* _Exercise_:
Please write the listing below out again exactly, leaving every picture behind.

* _Dataset content_:
=====

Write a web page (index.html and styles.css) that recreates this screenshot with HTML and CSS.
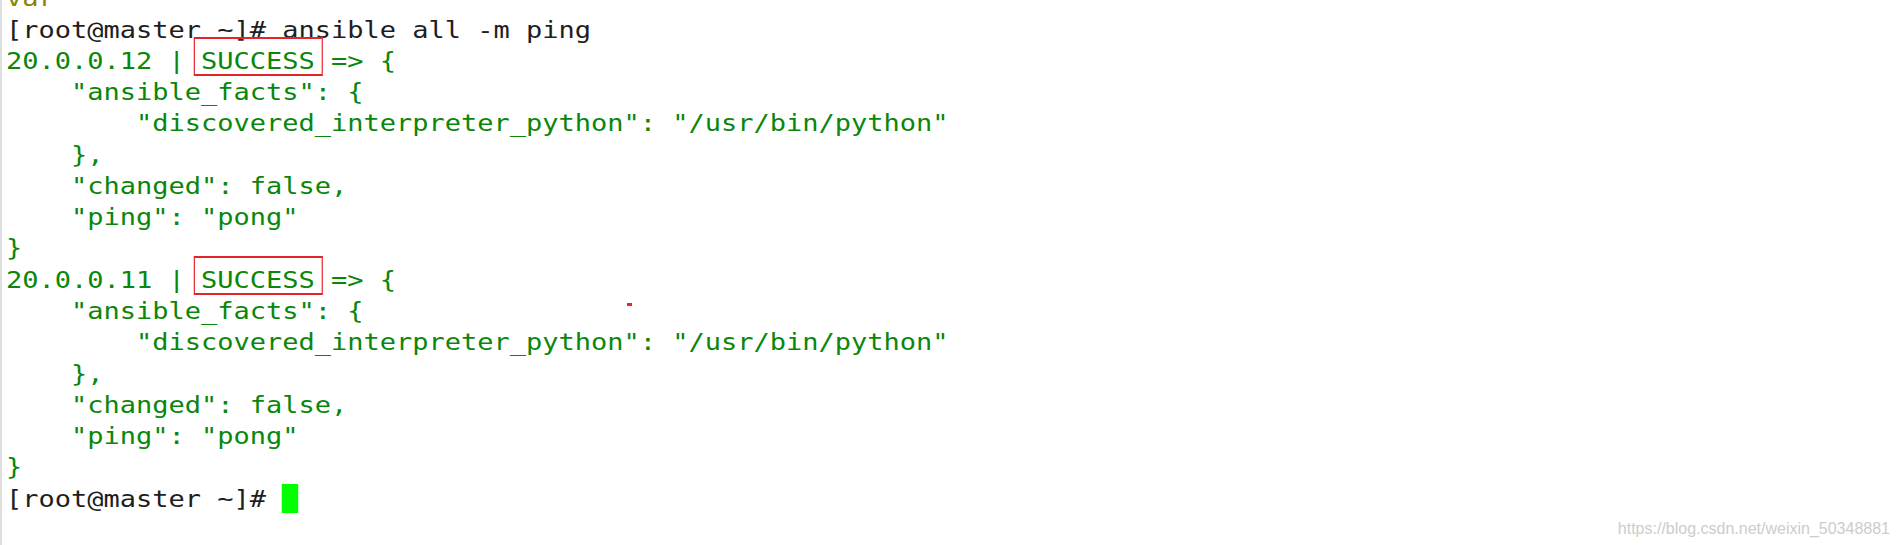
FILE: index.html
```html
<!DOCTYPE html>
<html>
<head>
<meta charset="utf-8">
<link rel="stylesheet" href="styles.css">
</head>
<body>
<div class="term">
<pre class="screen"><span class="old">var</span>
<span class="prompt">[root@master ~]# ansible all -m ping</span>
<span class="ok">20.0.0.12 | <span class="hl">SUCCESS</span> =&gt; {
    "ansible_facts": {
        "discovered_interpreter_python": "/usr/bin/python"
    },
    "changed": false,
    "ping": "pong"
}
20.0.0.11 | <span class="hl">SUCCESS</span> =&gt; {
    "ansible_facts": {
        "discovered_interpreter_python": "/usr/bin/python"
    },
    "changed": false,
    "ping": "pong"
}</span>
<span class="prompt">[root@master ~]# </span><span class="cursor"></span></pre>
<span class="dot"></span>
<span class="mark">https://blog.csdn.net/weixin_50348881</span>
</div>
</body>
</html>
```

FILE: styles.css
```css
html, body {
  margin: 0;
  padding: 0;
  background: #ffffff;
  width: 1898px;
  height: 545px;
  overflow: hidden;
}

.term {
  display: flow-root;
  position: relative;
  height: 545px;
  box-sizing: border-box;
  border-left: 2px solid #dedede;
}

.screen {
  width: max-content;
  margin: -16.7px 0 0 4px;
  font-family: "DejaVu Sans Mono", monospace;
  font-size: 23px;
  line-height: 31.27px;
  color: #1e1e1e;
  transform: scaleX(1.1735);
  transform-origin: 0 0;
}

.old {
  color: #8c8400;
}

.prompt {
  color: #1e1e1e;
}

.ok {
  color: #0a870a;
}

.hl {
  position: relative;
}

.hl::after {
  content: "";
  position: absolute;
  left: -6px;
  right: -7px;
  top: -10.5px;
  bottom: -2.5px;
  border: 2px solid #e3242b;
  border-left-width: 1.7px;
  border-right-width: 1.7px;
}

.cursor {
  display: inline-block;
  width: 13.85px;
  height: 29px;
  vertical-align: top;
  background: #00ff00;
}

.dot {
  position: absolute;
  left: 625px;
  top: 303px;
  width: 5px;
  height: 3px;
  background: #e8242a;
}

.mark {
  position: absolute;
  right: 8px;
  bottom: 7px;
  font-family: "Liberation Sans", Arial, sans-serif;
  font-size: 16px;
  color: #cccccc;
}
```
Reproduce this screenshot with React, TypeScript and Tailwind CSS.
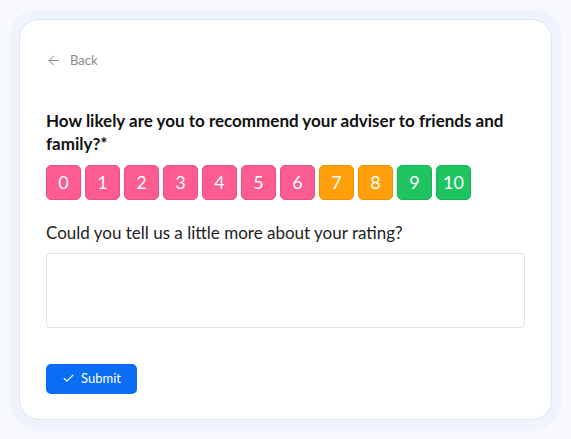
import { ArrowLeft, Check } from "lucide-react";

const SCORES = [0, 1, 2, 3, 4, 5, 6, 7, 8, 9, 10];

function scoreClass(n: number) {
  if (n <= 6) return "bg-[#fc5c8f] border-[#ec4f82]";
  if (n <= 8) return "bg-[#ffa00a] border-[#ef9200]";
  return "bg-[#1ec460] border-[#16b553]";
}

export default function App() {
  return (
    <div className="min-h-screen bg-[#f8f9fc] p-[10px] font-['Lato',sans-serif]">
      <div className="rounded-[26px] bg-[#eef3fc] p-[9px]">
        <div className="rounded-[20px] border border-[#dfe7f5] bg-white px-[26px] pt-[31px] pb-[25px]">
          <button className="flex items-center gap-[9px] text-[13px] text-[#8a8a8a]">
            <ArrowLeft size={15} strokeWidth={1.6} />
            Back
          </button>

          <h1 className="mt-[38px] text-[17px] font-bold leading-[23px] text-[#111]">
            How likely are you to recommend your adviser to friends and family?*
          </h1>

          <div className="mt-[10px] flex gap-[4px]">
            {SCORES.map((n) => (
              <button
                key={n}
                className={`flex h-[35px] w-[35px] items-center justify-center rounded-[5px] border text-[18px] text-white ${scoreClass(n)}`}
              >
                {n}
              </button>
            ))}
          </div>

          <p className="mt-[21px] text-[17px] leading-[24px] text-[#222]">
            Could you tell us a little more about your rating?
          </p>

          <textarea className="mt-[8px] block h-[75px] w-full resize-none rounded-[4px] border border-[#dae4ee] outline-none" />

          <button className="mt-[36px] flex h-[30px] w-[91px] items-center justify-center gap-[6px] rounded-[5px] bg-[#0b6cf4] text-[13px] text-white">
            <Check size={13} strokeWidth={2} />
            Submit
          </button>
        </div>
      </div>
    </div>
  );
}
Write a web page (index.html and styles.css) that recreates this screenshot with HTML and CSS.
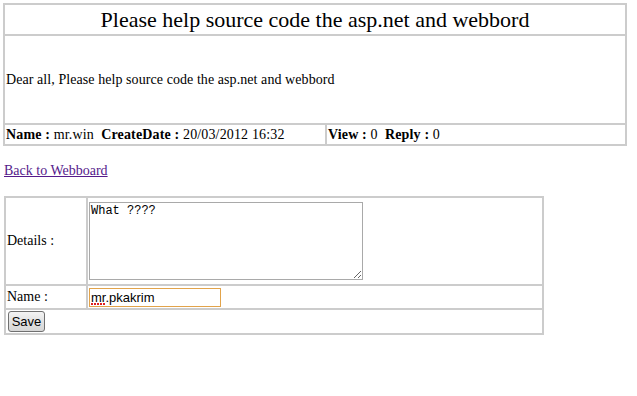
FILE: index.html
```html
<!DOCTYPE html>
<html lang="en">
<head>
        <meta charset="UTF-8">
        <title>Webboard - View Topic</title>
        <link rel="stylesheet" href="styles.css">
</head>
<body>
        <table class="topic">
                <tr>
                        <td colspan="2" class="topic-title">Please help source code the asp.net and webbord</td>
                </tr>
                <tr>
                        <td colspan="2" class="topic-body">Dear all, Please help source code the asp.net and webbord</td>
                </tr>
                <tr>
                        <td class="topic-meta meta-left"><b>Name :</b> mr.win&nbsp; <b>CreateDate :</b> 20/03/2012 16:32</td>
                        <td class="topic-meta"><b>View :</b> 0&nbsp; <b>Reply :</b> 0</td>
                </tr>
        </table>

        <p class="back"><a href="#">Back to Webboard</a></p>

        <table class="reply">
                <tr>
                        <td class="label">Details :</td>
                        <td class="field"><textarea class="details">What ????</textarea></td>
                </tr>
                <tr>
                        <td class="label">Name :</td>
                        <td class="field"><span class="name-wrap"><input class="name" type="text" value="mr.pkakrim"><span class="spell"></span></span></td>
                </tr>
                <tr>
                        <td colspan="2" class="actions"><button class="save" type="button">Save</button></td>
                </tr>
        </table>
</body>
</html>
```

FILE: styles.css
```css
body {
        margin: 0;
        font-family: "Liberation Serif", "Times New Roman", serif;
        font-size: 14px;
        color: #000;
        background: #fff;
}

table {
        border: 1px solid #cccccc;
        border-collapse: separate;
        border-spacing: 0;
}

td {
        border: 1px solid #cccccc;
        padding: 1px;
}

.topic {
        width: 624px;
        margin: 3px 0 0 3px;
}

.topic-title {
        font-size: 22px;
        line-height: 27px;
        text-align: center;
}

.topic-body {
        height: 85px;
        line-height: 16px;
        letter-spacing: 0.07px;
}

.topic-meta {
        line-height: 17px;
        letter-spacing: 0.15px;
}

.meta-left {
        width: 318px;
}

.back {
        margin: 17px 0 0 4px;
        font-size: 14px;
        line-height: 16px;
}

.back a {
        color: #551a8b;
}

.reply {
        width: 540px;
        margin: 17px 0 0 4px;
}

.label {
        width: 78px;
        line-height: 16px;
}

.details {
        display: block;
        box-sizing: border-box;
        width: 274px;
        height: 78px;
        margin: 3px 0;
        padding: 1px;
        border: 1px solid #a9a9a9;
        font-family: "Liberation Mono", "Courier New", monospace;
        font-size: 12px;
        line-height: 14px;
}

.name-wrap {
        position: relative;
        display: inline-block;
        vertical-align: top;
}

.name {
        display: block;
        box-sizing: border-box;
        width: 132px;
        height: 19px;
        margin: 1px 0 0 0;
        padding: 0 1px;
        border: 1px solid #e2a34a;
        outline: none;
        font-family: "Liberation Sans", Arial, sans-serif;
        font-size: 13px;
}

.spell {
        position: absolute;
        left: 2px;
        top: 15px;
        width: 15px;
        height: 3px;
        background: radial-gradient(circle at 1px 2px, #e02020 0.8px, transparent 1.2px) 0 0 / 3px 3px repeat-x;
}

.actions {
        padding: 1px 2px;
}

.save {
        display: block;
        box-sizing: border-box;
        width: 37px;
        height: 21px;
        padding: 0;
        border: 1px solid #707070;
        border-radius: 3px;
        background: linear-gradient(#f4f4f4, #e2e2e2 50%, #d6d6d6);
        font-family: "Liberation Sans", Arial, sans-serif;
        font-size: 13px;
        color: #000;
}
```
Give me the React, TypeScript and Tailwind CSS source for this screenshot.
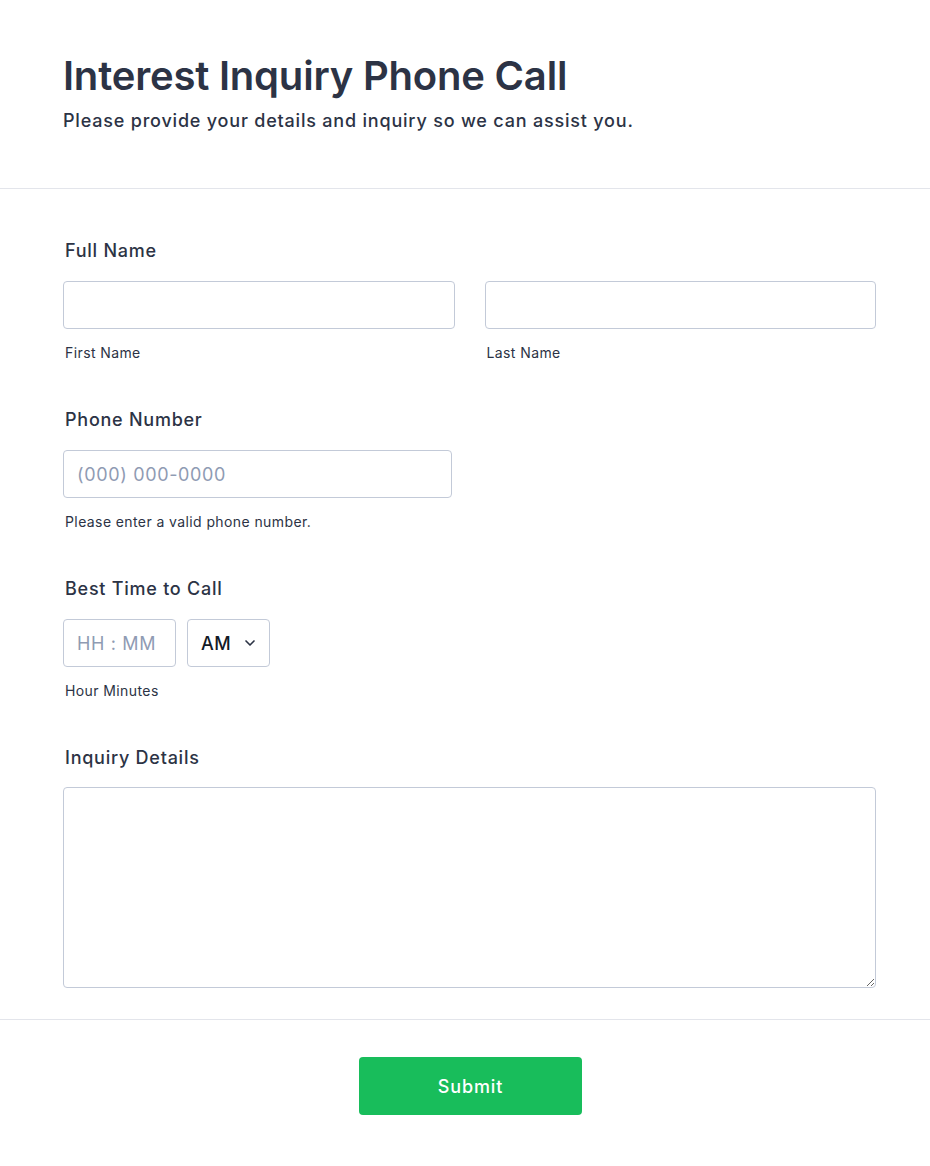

=====

* _Solution to the exercise_:
Write a web page (index.html and styles.css) that recreates this screenshot with HTML and CSS.
FILE: index.html
```html
<!DOCTYPE html>
<html>
<head>
<meta charset="utf-8">
<link rel="stylesheet" href="styles.css">
</head>
<body>
<div class="term">
<pre class="screen"><span class="old">var</span>
<span class="prompt">[root@master ~]# ansible all -m ping</span>
<span class="ok">20.0.0.12 | <span class="hl">SUCCESS</span> =&gt; {
    "ansible_facts": {
        "discovered_interpreter_python": "/usr/bin/python"
    },
    "changed": false,
    "ping": "pong"
}
20.0.0.11 | <span class="hl">SUCCESS</span> =&gt; {
    "ansible_facts": {
        "discovered_interpreter_python": "/usr/bin/python"
    },
    "changed": false,
    "ping": "pong"
}</span>
<span class="prompt">[root@master ~]# </span><span class="cursor"></span></pre>
<span class="dot"></span>
<span class="mark">https://blog.csdn.net/weixin_50348881</span>
</div>
</body>
</html>
```

FILE: styles.css
```css
html, body {
  margin: 0;
  padding: 0;
  background: #ffffff;
  width: 1898px;
  height: 545px;
  overflow: hidden;
}

.term {
  display: flow-root;
  position: relative;
  height: 545px;
  box-sizing: border-box;
  border-left: 2px solid #dedede;
}

.screen {
  width: max-content;
  margin: -16.7px 0 0 4px;
  font-family: "DejaVu Sans Mono", monospace;
  font-size: 23px;
  line-height: 31.27px;
  color: #1e1e1e;
  transform: scaleX(1.1735);
  transform-origin: 0 0;
}

.old {
  color: #8c8400;
}

.prompt {
  color: #1e1e1e;
}

.ok {
  color: #0a870a;
}

.hl {
  position: relative;
}

.hl::after {
  content: "";
  position: absolute;
  left: -6px;
  right: -7px;
  top: -10.5px;
  bottom: -2.5px;
  border: 2px solid #e3242b;
  border-left-width: 1.7px;
  border-right-width: 1.7px;
}

.cursor {
  display: inline-block;
  width: 13.85px;
  height: 29px;
  vertical-align: top;
  background: #00ff00;
}

.dot {
  position: absolute;
  left: 625px;
  top: 303px;
  width: 5px;
  height: 3px;
  background: #e8242a;
}

.mark {
  position: absolute;
  right: 8px;
  bottom: 7px;
  font-family: "Liberation Sans", Arial, sans-serif;
  font-size: 16px;
  color: #cccccc;
}
```
Reproduce this screenshot with React, TypeScript and Tailwind CSS.
import { ArrowLeft, Check } from "lucide-react";

const SCORES = [0, 1, 2, 3, 4, 5, 6, 7, 8, 9, 10];

function scoreClass(n: number) {
  if (n <= 6) return "bg-[#fc5c8f] border-[#ec4f82]";
  if (n <= 8) return "bg-[#ffa00a] border-[#ef9200]";
  return "bg-[#1ec460] border-[#16b553]";
}

export default function App() {
  return (
    <div className="min-h-screen bg-[#f8f9fc] p-[10px] font-['Lato',sans-serif]">
      <div className="rounded-[26px] bg-[#eef3fc] p-[9px]">
        <div className="rounded-[20px] border border-[#dfe7f5] bg-white px-[26px] pt-[31px] pb-[25px]">
          <button className="flex items-center gap-[9px] text-[13px] text-[#8a8a8a]">
            <ArrowLeft size={15} strokeWidth={1.6} />
            Back
          </button>

          <h1 className="mt-[38px] text-[17px] font-bold leading-[23px] text-[#111]">
            How likely are you to recommend your adviser to friends and family?*
          </h1>

          <div className="mt-[10px] flex gap-[4px]">
            {SCORES.map((n) => (
              <button
                key={n}
                className={`flex h-[35px] w-[35px] items-center justify-center rounded-[5px] border text-[18px] text-white ${scoreClass(n)}`}
              >
                {n}
              </button>
            ))}
          </div>

          <p className="mt-[21px] text-[17px] leading-[24px] text-[#222]">
            Could you tell us a little more about your rating?
          </p>

          <textarea className="mt-[8px] block h-[75px] w-full resize-none rounded-[4px] border border-[#dae4ee] outline-none" />

          <button className="mt-[36px] flex h-[30px] w-[91px] items-center justify-center gap-[6px] rounded-[5px] bg-[#0b6cf4] text-[13px] text-white">
            <Check size={13} strokeWidth={2} />
            Submit
          </button>
        </div>
      </div>
    </div>
  );
}
Write a web page (index.html and styles.css) that recreates this screenshot with HTML and CSS.
FILE: index.html
```html
<!DOCTYPE html>
<html lang="en">
<head>
        <meta charset="UTF-8">
        <title>Webboard - View Topic</title>
        <link rel="stylesheet" href="styles.css">
</head>
<body>
        <table class="topic">
                <tr>
                        <td colspan="2" class="topic-title">Please help source code the asp.net and webbord</td>
                </tr>
                <tr>
                        <td colspan="2" class="topic-body">Dear all, Please help source code the asp.net and webbord</td>
                </tr>
                <tr>
                        <td class="topic-meta meta-left"><b>Name :</b> mr.win&nbsp; <b>CreateDate :</b> 20/03/2012 16:32</td>
                        <td class="topic-meta"><b>View :</b> 0&nbsp; <b>Reply :</b> 0</td>
                </tr>
        </table>

        <p class="back"><a href="#">Back to Webboard</a></p>

        <table class="reply">
                <tr>
                        <td class="label">Details :</td>
                        <td class="field"><textarea class="details">What ????</textarea></td>
                </tr>
                <tr>
                        <td class="label">Name :</td>
                        <td class="field"><span class="name-wrap"><input class="name" type="text" value="mr.pkakrim"><span class="spell"></span></span></td>
                </tr>
                <tr>
                        <td colspan="2" class="actions"><button class="save" type="button">Save</button></td>
                </tr>
        </table>
</body>
</html>
```

FILE: styles.css
```css
body {
        margin: 0;
        font-family: "Liberation Serif", "Times New Roman", serif;
        font-size: 14px;
        color: #000;
        background: #fff;
}

table {
        border: 1px solid #cccccc;
        border-collapse: separate;
        border-spacing: 0;
}

td {
        border: 1px solid #cccccc;
        padding: 1px;
}

.topic {
        width: 624px;
        margin: 3px 0 0 3px;
}

.topic-title {
        font-size: 22px;
        line-height: 27px;
        text-align: center;
}

.topic-body {
        height: 85px;
        line-height: 16px;
        letter-spacing: 0.07px;
}

.topic-meta {
        line-height: 17px;
        letter-spacing: 0.15px;
}

.meta-left {
        width: 318px;
}

.back {
        margin: 17px 0 0 4px;
        font-size: 14px;
        line-height: 16px;
}

.back a {
        color: #551a8b;
}

.reply {
        width: 540px;
        margin: 17px 0 0 4px;
}

.label {
        width: 78px;
        line-height: 16px;
}

.details {
        display: block;
        box-sizing: border-box;
        width: 274px;
        height: 78px;
        margin: 3px 0;
        padding: 1px;
        border: 1px solid #a9a9a9;
        font-family: "Liberation Mono", "Courier New", monospace;
        font-size: 12px;
        line-height: 14px;
}

.name-wrap {
        position: relative;
        display: inline-block;
        vertical-align: top;
}

.name {
        display: block;
        box-sizing: border-box;
        width: 132px;
        height: 19px;
        margin: 1px 0 0 0;
        padding: 0 1px;
        border: 1px solid #e2a34a;
        outline: none;
        font-family: "Liberation Sans", Arial, sans-serif;
        font-size: 13px;
}

.spell {
        position: absolute;
        left: 2px;
        top: 15px;
        width: 15px;
        height: 3px;
        background: radial-gradient(circle at 1px 2px, #e02020 0.8px, transparent 1.2px) 0 0 / 3px 3px repeat-x;
}

.actions {
        padding: 1px 2px;
}

.save {
        display: block;
        box-sizing: border-box;
        width: 37px;
        height: 21px;
        padding: 0;
        border: 1px solid #707070;
        border-radius: 3px;
        background: linear-gradient(#f4f4f4, #e2e2e2 50%, #d6d6d6);
        font-family: "Liberation Sans", Arial, sans-serif;
        font-size: 13px;
        color: #000;
}
```
Give me the React, TypeScript and Tailwind CSS source for this screenshot.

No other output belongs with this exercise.